Yee went on to detail that he takes umbrage with the concept of “good” coffee. “My biggest gripe is that people often use the word ‘good’ or ‘best’ instead of the words, ‘I like’ or ‘I prefer’,” he muses.
“The reality is that lots of people simply like commercial-grade, inferior quality coffee that has been tainted with the smoke and mirror of appearing somewhat specialty grade. People hate hearing that as it’s like a judgement on someone’s soul. Just be cool with it. There’s a time and place to eat a Maccas burger and a time and place for a burger at Rockpool.”
Huge win for the community of women who love to indulge in a McDonald’s caramel latte.
He continues, “I like working at Artificer because we went out with a set of ideals in regards to having control over what coffee we buy, how it’s roasted and how it’s made, while intentionally remaining small scale to maintain these ideals. After 6.5 years we still feel like we’re ‘getting away’ with that.”
“We don’t try to be something we’re not, we just do coffee that we like and if you like it too, that’s good. Our hope is that people appreciate the product we do, not necessarily always having a preference for it. We aren’t trying to be everything to everyone in that regard. That said, in the evolving community of Surry Hills we are in, it’s nice to be a common ground where people have accessibility to good coffee whether they are sleeping rough or in a multimillion dollar terrace, are indigenous or a tourist.
Jarrod Baimbridge, Contract Coffee Roasters, Melbourne:
Jarrod echoed Dan’s argument that Melbourne has a better coffee culture, though he gave kudos where kudos is due to those holding down the fort in Sydney, taking a moment to shoutout stalwarts Stitch Coffee, Single-O and Reuben Hills. Whilst also highlighting Same Cup: “Same Cup are championing for more diversity in positions of power in the coffee industry,” he shared. “More opportunity for women, people of colour, indigenous people, LGBTIQ+ people, people with a mental or physical disability, this isn’t an exhaustive list but you get the idea and I think it’s really cool and worth celebrating and promoting something like that.”
Jarrod acknowledges that it’s really hard to “rip on” Sydney for its coffee, “but you really just can not replicate the Melbourne coffee community,” he argues.
“There is a reason that we hold the Melbourne International Coffee Expo, why La Marzocco and Slayer plonk their Australian offices here, why our brands and our people are successful in all parts of the globe and why coffee professionals all around the world have us as a bucket list destination and covet what we have here as something of a holy grail.
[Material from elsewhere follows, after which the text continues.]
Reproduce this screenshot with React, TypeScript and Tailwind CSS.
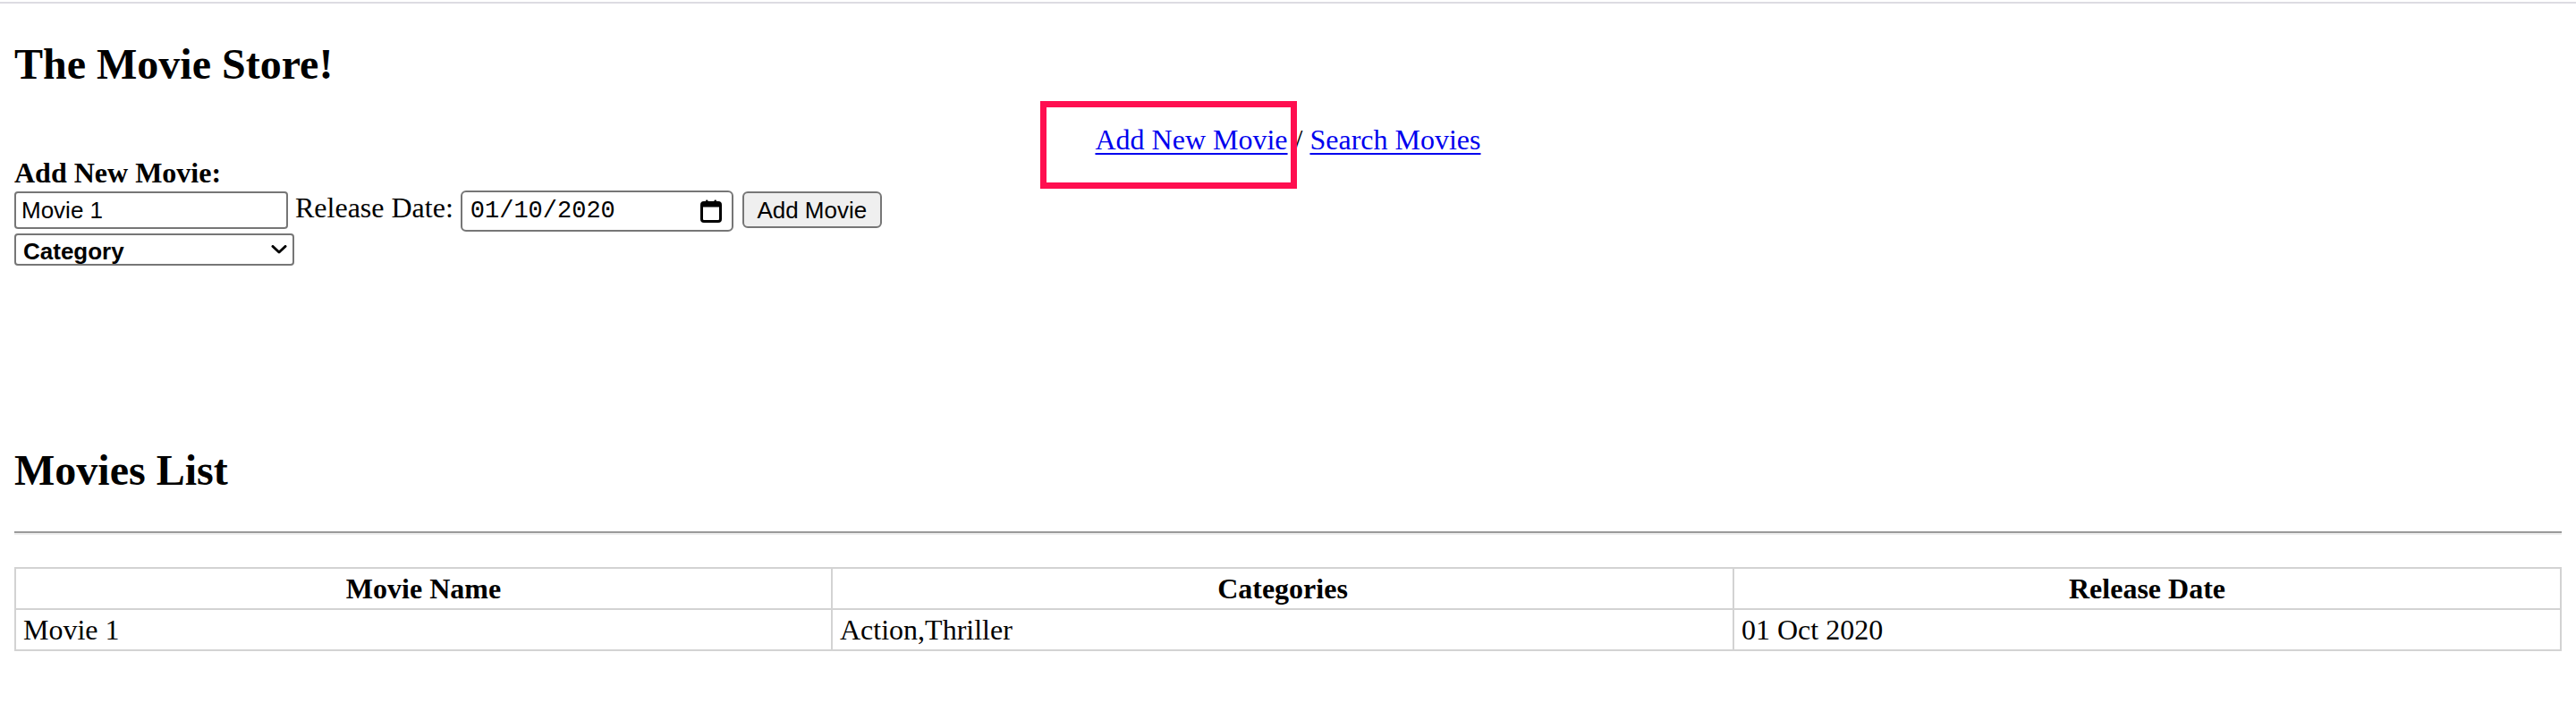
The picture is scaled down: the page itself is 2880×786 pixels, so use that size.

It can’t be properly explained, although I have tried, but it is universally understood that Sydney’s coffee scene will forever live in the shadows of Melbourne, the home of coffee… It’s just the way it is.”
Jarrod continued to elaborate on what makes the Melbourne coffee community so special, “the coffee scene is so rich and varied, yeah it’s about the coffee and working with great product,” he explains. “It’s also about the science of coffee and working out how we can do things better, but for me it’s about people first and foremost.
“The coffee scene is like a big family and that’s what attracted me to the industry in the first place. I was in a strange place in my life and really searching for a sense of community, coffee gave me that. When a barista makes coffee for a customer in the morning that’s their chance to impact someone’s day for the better, they give them a coffee which is a great start but they can also offer a smile, a chat and really start someone’s day off right.”
“I honestly believe the best baristas out there are warm and friendly and making customers feel like part of a family when they enter the shop. It’s all part of making the amazing coffee community we have here in Melbourne.”
The verdict?
Sydney and Melbourne are on par when it comes to coffee quality, but Melbourne might edge a win with it’s coffee culture.